Day 21: Mental Health and IBD
Mental health is the topic on tap for day 21 of National Health Blog Post Month and oh how IBD and mental health overlap! I have talked a good amount on my blog about the impact my struggle with ulcerative colitis took on my emotional health but for this post, I am going to try to approach it from a bit of a different angle. As I am sure I don’t have to tell all of you, there is an enormous stigma surrounding mental health issues. It is really difficult to talk about emotional issues for so many reasons. One of which is that it is an invisible illness so no one can see the emotional pain someone is suffering from.
I am going to come right out and say what I have only told a few people. There was more to that late September night of last year that I talked about in this post here One Year Ago Today. What I left out was that after I was in the car screaming and crying for a while, I actually went inside my house, got my cell phone, went back in the car, and dialed 911. At this point, I was lucid enough to actually call for help. I so badly didn’t want to bother my parents, yet I was in so much emotional pain I didn’t know how I could possibly get through the night. I didn’t know what else to do. I had never felt that much pain in my entire life. It was as if there was a black hole inside of me eating away at my sole. By the end of September of 2011, I had undergone 11 years of enormous physical pain and suffering from ulcerative colitis, 14 major operations, umpteen procedures, 350 nights at Mt. Sinai Hospital, constant random blockages/obstructions, AND had chronic daily migraines. I haven’t said this next thing to many people but I didn’t want to exist anymore. I didn’t want to die but I couldn’t continue to live the way I was. I was 85lbs and scared out of my mind to eat. I was literally willing to never eat again if it meant that it would keep me from ever stepping foot in that wretched place (the hospital) ever again. My anxiety was insurmountable and consequently, I rarely got more than two hours of sleep a night. I just couldn’t do it anymore.

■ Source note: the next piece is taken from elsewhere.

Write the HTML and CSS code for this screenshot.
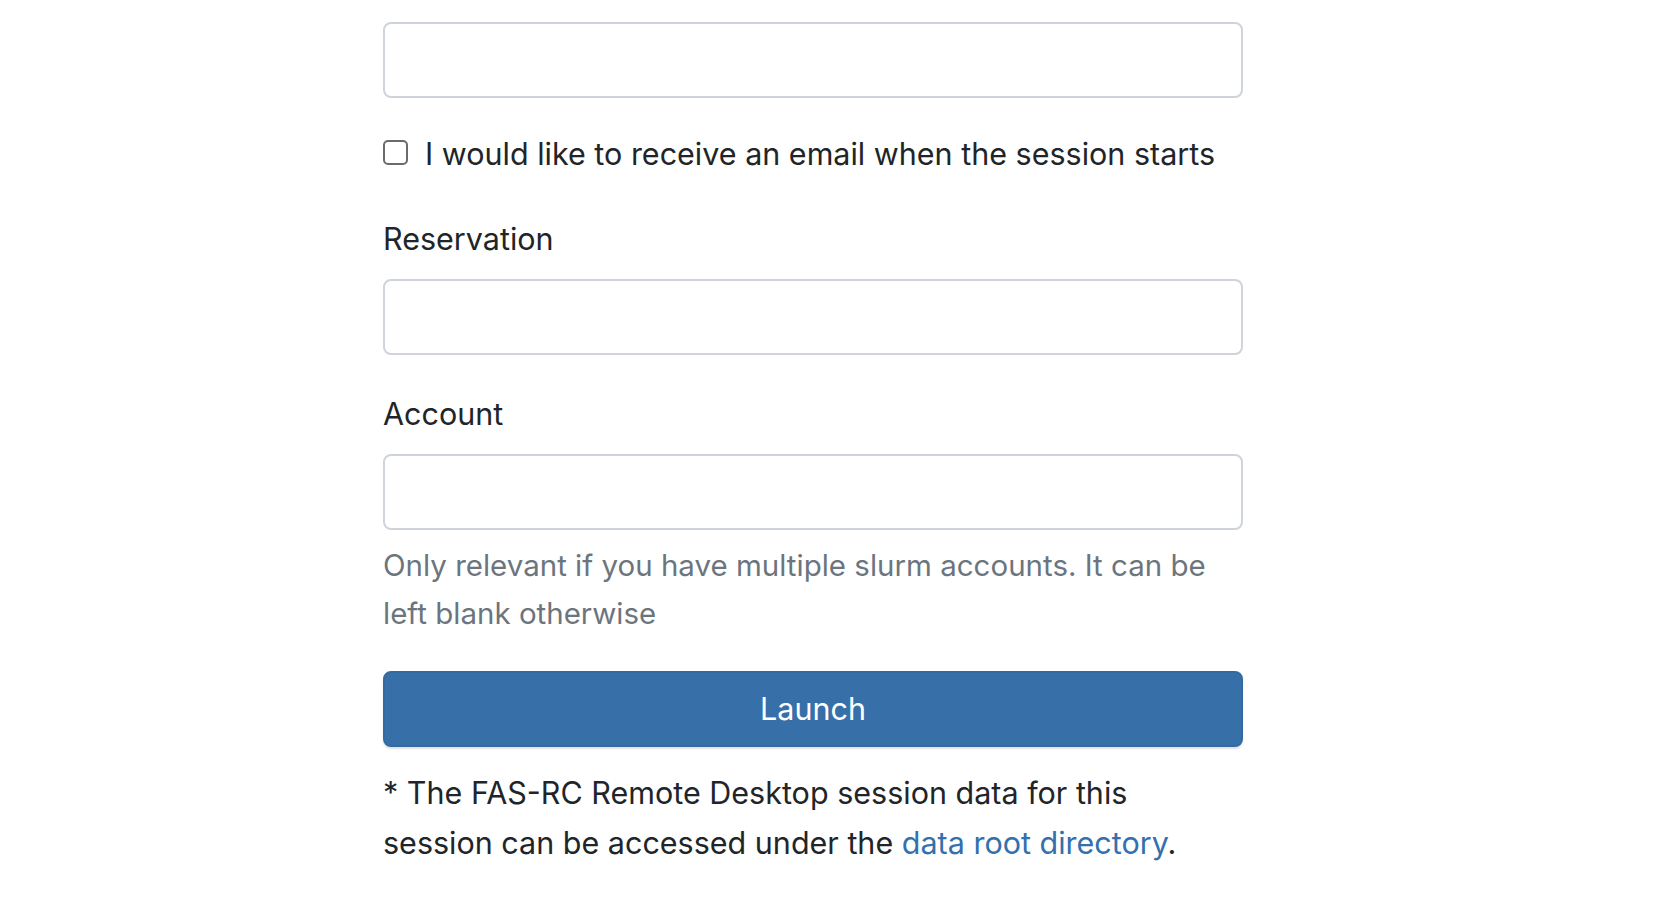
FILE: index.html
```html
<!DOCTYPE html>
<html lang="en">
<head>
<meta charset="utf-8">
<title>Launch session</title>
<link rel="stylesheet" href="styles.css">
</head>
<body>
<main class="page">
  <form class="session-form">
    <div class="form-group">
      <input class="form-control" type="text" aria-label="Email">
    </div>
    <div class="form-group form-check">
      <input class="check-input" type="checkbox" id="email-notify">
      <label class="check-label" for="email-notify">I would like to receive an email when the session starts</label>
    </div>
    <div class="form-group group-reservation">
      <label class="field-label" for="reservation">Reservation</label>
      <input class="form-control" type="text" id="reservation">
    </div>
    <div class="form-group group-account">
      <label class="field-label" for="account">Account</label>
      <input class="form-control" type="text" id="account">
      <small class="form-text">Only relevant if you have multiple slurm accounts. It can be left blank otherwise</small>
    </div>
    <button class="btn-launch" type="button">Launch</button>
  </form>
  <p class="footnote">* The FAS-RC Remote Desktop session data for this session can be accessed under the <a href="#" class="link">data root directory</a>.</p>
</main>
</body>
</html>
```
FILE: styles.css
```css
html, body {
  margin: 0;
  padding: 0;
  background: #fff;
}
body {
  font-family: Inter, "Liberation Sans", sans-serif;
  font-size: 30.5px;
  line-height: 48px;
  color: #212529;
}
.page {
  width: 860px;
  margin-left: 383px;
  padding-top: 22px;
}
.session-form {
  margin: 0;
}
.form-group {
  margin-bottom: 32px;
}
.form-control {
  display: block;
  box-sizing: border-box;
  width: 100%;
  height: 76px;
  margin: 0;
  padding: 12px 24px;
  font: inherit;
  color: #495057;
  background: #fff;
  border: 2px solid #ced4da;
  border-radius: 8px;
  outline: none;
}
.form-check {
  position: relative;
  padding-left: 42px;
  margin-bottom: 37px;
}
.group-reservation {
  margin-bottom: 35px;
}
.group-account {
  margin-bottom: 34px;
}
.check-input {
  position: absolute;
  left: 0;
  top: 10px;
  margin: 0;
  width: 25px;
  height: 25px;
  appearance: none;
  -webkit-appearance: none;
  box-sizing: border-box;
  border: 2px solid #6b6b6b;
  border-radius: 5px;
  background: #fff;
}
.check-label {
  display: inline-block;
}
.field-label {
  display: inline-block;
  margin-bottom: 16px;
}
.form-text {
  display: block;
  margin-top: 11px;
  font-size: 29.5px;
  color: #6c757d;
}
.btn-launch {
  display: block;
  box-sizing: border-box;
  width: 100%;
  height: 76px;
  margin: 0;
  padding: 0;
  font: inherit;
  color: #fff;
  background: #376fa9;
  border: 2px solid #346aa2;
  border-radius: 8px;
  box-shadow: 0 2px 2px rgba(0,0,0,0.12);
}
.footnote {
  margin: 21px 0 0;
  line-height: 50px;
}
.link {
  color: #3370ad;
  text-decoration: none;
}
```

That late September night, I just remember dialing 911, saying something about I just wanted to be able to sleep and be out of pain for one day. I was sobbing and I remember thinking that the guy on the other line was asking me the most absurd questions but then I realized he was just keeping me talking until someone came. An ambulance and a police car came to my house that night and I very willingly got in the ambulance. I allowed the medic to attempt to take blood from places I KNEW he had no chance of ever getting. I was done fighting. I was just finished. Everything he said, I was just fine with. For those of you who don’t know me, that is NOT how I usually am. But on this night and at that moment, I was finished. They took me to a local hospital and my parents met me there. A psychiatrist talked to me which was a complete waste of time but when it became evident that my parents weren’t my problem, they allowed my mom and dad to get closer to me. They told me if I came home with them they would take care of me and find an appropriate place for me to get help. They explained to me that if I was going to stay there, that I would be given IV medications and that wasn’t the kind of help I needed. So, they gave me valium, I became more stable, and I went home. And then just as my parents promised, they found me a wonderful place for me to go the following day where I was able to talk about my issues in an environment that was not in a hospital setting.
I have learned a tremendous amount about mental health over the past year. I have experienced firsthand the enormous pain that comes with mental illness. I don’t consider myself a mentally ill person…and I am still unsure what exactly what means. But regardless of the terminology, we ALL need to be sensitive to the emotions and feelings of other people. Taking care of our mental health is just as important as nursing our physical health. Our emotional well being affects our physical health to a large degree. Mental illness is nothing to laugh about. When you have a chronic illness, or know someone who struggles with one, that person is most likely going to experience some type of emotional pain. It would be weird if they didn’t. Going through illnesses like ulcerative colitis or crohns disease can be DEVASTATING!!!!!!!!! Seriously, if I documented everything I have gone through, or even 10percent of it for most of you, I guarantee the majority of you would literally stop breathing. If that was at all possible to prove, I would do it without question.
Mental health issues are something that I think we as a society are getting a little better at handling, but I don’t believe we are quite there yet. The more we can do to raise awareness, educate others, and share our own personal stories, the easier it will be for those people who are suffering silently to reach out and seek help.